Directions:
Repeat the data below exactly, dropping any pictures it holds.

Data segment:
[BEGIN]
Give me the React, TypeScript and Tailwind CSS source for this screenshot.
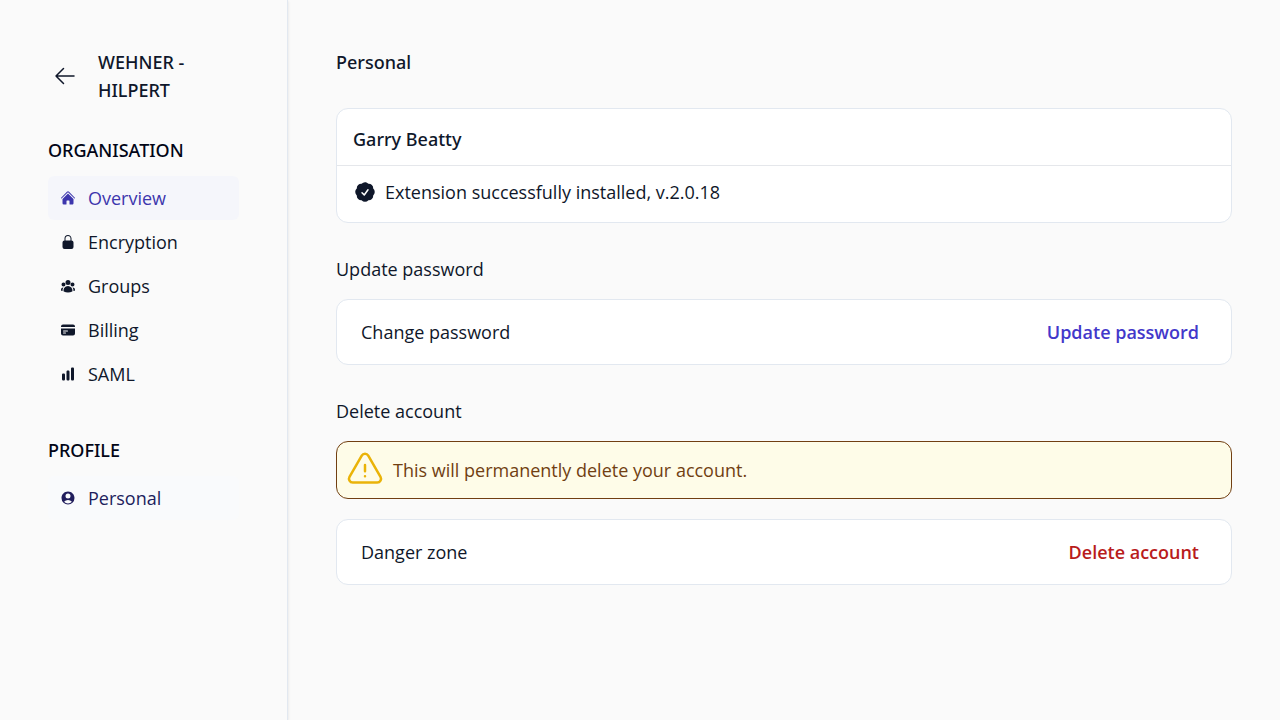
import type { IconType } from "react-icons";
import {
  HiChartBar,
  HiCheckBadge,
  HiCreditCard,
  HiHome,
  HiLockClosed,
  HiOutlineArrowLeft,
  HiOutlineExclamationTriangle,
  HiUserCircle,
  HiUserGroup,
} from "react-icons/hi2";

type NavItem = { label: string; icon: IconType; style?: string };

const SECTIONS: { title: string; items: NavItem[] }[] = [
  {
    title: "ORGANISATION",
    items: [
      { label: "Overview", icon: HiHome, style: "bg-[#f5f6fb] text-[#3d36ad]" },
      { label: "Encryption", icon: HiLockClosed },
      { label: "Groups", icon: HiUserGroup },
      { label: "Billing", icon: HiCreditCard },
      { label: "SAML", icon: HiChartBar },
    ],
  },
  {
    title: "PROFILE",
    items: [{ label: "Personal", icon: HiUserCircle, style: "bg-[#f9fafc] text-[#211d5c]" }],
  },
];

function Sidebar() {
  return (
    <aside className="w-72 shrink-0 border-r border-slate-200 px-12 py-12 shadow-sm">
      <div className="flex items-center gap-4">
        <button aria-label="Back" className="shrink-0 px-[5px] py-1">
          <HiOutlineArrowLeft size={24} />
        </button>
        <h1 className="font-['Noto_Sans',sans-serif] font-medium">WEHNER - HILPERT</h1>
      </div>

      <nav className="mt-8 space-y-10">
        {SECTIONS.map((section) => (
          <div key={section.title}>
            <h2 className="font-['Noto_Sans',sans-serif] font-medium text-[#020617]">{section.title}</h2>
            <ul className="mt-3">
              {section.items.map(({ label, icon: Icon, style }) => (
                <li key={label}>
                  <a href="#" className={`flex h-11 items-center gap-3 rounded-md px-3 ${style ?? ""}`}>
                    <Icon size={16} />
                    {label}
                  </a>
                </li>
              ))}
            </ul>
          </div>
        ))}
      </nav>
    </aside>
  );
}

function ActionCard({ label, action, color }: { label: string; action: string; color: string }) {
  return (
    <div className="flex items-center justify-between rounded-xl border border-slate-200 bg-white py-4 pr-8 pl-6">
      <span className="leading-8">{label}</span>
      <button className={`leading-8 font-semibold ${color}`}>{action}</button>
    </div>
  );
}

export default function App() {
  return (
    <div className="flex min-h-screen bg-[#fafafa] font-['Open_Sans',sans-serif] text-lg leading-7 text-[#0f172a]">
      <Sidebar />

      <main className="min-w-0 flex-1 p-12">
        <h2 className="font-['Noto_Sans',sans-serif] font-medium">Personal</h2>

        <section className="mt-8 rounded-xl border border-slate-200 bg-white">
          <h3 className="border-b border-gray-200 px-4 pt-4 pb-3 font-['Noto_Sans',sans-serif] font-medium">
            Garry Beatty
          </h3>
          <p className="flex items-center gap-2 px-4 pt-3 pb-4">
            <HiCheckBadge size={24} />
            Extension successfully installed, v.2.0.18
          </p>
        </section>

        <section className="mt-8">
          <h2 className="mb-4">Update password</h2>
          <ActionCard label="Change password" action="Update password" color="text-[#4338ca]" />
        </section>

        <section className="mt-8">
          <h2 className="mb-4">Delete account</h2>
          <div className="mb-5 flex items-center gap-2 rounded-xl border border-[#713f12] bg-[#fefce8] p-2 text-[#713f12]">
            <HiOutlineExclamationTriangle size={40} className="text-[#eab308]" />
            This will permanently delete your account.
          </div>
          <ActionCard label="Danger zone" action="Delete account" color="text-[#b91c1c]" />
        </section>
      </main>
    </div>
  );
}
[END]
Reply:
Give me the React, TypeScript and Tailwind CSS source for this screenshot.
import type { IconType } from "react-icons";
import {
  HiChartBar,
  HiCheckBadge,
  HiCreditCard,
  HiHome,
  HiLockClosed,
  HiOutlineArrowLeft,
  HiOutlineExclamationTriangle,
  HiUserCircle,
  HiUserGroup,
} from "react-icons/hi2";

type NavItem = { label: string; icon: IconType; style?: string };

const SECTIONS: { title: string; items: NavItem[] }[] = [
  {
    title: "ORGANISATION",
    items: [
      { label: "Overview", icon: HiHome, style: "bg-[#f5f6fb] text-[#3d36ad]" },
      { label: "Encryption", icon: HiLockClosed },
      { label: "Groups", icon: HiUserGroup },
      { label: "Billing", icon: HiCreditCard },
      { label: "SAML", icon: HiChartBar },
    ],
  },
  {
    title: "PROFILE",
    items: [{ label: "Personal", icon: HiUserCircle, style: "bg-[#f9fafc] text-[#211d5c]" }],
  },
];

function Sidebar() {
  return (
    <aside className="w-72 shrink-0 border-r border-slate-200 px-12 py-12 shadow-sm">
      <div className="flex items-center gap-4">
        <button aria-label="Back" className="shrink-0 px-[5px] py-1">
          <HiOutlineArrowLeft size={24} />
        </button>
        <h1 className="font-['Noto_Sans',sans-serif] font-medium">WEHNER - HILPERT</h1>
      </div>

      <nav className="mt-8 space-y-10">
        {SECTIONS.map((section) => (
          <div key={section.title}>
            <h2 className="font-['Noto_Sans',sans-serif] font-medium text-[#020617]">{section.title}</h2>
            <ul className="mt-3">
              {section.items.map(({ label, icon: Icon, style }) => (
                <li key={label}>
                  <a href="#" className={`flex h-11 items-center gap-3 rounded-md px-3 ${style ?? ""}`}>
                    <Icon size={16} />
                    {label}
                  </a>
                </li>
              ))}
            </ul>
          </div>
        ))}
      </nav>
    </aside>
  );
}

function ActionCard({ label, action, color }: { label: string; action: string; color: string }) {
  return (
    <div className="flex items-center justify-between rounded-xl border border-slate-200 bg-white py-4 pr-8 pl-6">
      <span className="leading-8">{label}</span>
      <button className={`leading-8 font-semibold ${color}`}>{action}</button>
    </div>
  );
}

export default function App() {
  return (
    <div className="flex min-h-screen bg-[#fafafa] font-['Open_Sans',sans-serif] text-lg leading-7 text-[#0f172a]">
      <Sidebar />

      <main className="min-w-0 flex-1 p-12">
        <h2 className="font-['Noto_Sans',sans-serif] font-medium">Personal</h2>

        <section className="mt-8 rounded-xl border border-slate-200 bg-white">
          <h3 className="border-b border-gray-200 px-4 pt-4 pb-3 font-['Noto_Sans',sans-serif] font-medium">
            Garry Beatty
          </h3>
          <p className="flex items-center gap-2 px-4 pt-3 pb-4">
            <HiCheckBadge size={24} />
            Extension successfully installed, v.2.0.18
          </p>
        </section>

        <section className="mt-8">
          <h2 className="mb-4">Update password</h2>
          <ActionCard label="Change password" action="Update password" color="text-[#4338ca]" />
        </section>

        <section className="mt-8">
          <h2 className="mb-4">Delete account</h2>
          <div className="mb-5 flex items-center gap-2 rounded-xl border border-[#713f12] bg-[#fefce8] p-2 text-[#713f12]">
            <HiOutlineExclamationTriangle size={40} className="text-[#eab308]" />
            This will permanently delete your account.
          </div>
          <ActionCard label="Danger zone" action="Delete account" color="text-[#b91c1c]" />
        </section>
      </main>
    </div>
  );
}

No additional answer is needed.